Lovat wrote to Lord Stanhope, who, as Secretary of State, shared almost equal power with Walpole in the leadership of the Commons. He wanted to come to London, he said, ‘both to represent the present condition of this country to your Excellency and to endeavour to hinder my enemies from doing anything for the convicted rebel Fraserdale’. Stanhope had to refuse permission. Intelligence about another invasion had been passed to the British and all officers had been ordered to remain at their posts. Lovat had to obey. Meanwhile, ‘I hope and beg that your Excellency may protect and support me in my gift, if it comes in dispute before the House of Commons,’ he asked the Secretary of State. No one had served them better ‘since his Majesty was pleased to give me the bread [gift] that’s now taken from me’ by the judgement of the Court of Session.
In a postscript, he added some intelligence to keep Stanhope’s attention. ‘I am certainly informed Seaforth has landed in Lewis, and arms landed … I have been at pains and expense for intelligence this year.’ Without salaries they all put in huge expenses claims.

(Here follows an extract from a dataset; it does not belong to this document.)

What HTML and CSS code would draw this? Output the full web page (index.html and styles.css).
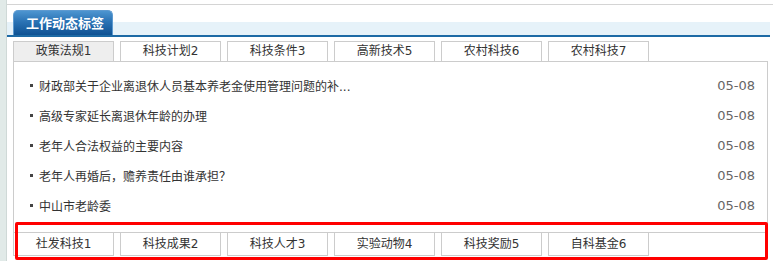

When the threat of invasion calmed down, Lovat was allowed to go to London to listen to the debate about him in the Commons. Afterwards, Culloden wrote of it to his brother Duncan. For over two hours ‘Lovat’s gift run the gauntlet’ of their political enemies ‘this day in the House of Commons, by reason of a resuming clause in favour of Fraserdale’s lady, presented by Lord James Murray’. The ‘Squadrone were pleased to belch out a great many scurrilous reflections against Lovat; but all to no purpose; for the gift subsists as it did, and in a great measure owing to Mr Walpole and honest Mr Smith who … would not desert Lovat.’ He had trumped them! He still needed to change the condition of ownership from remaining ‘as it did’, but it was a start.
Lovat submitted an appeal to the House of Lords to overturn the judgement of the Lords of Session in Edinburgh. He instructed his kinsmen at home to resist the Mackenzie creditors’ agents wherever they appeared, whatever justification they offered. But before he could roll up these lawsuits and go to the Lords to rid himself of these phoney creditors, fever struck him down.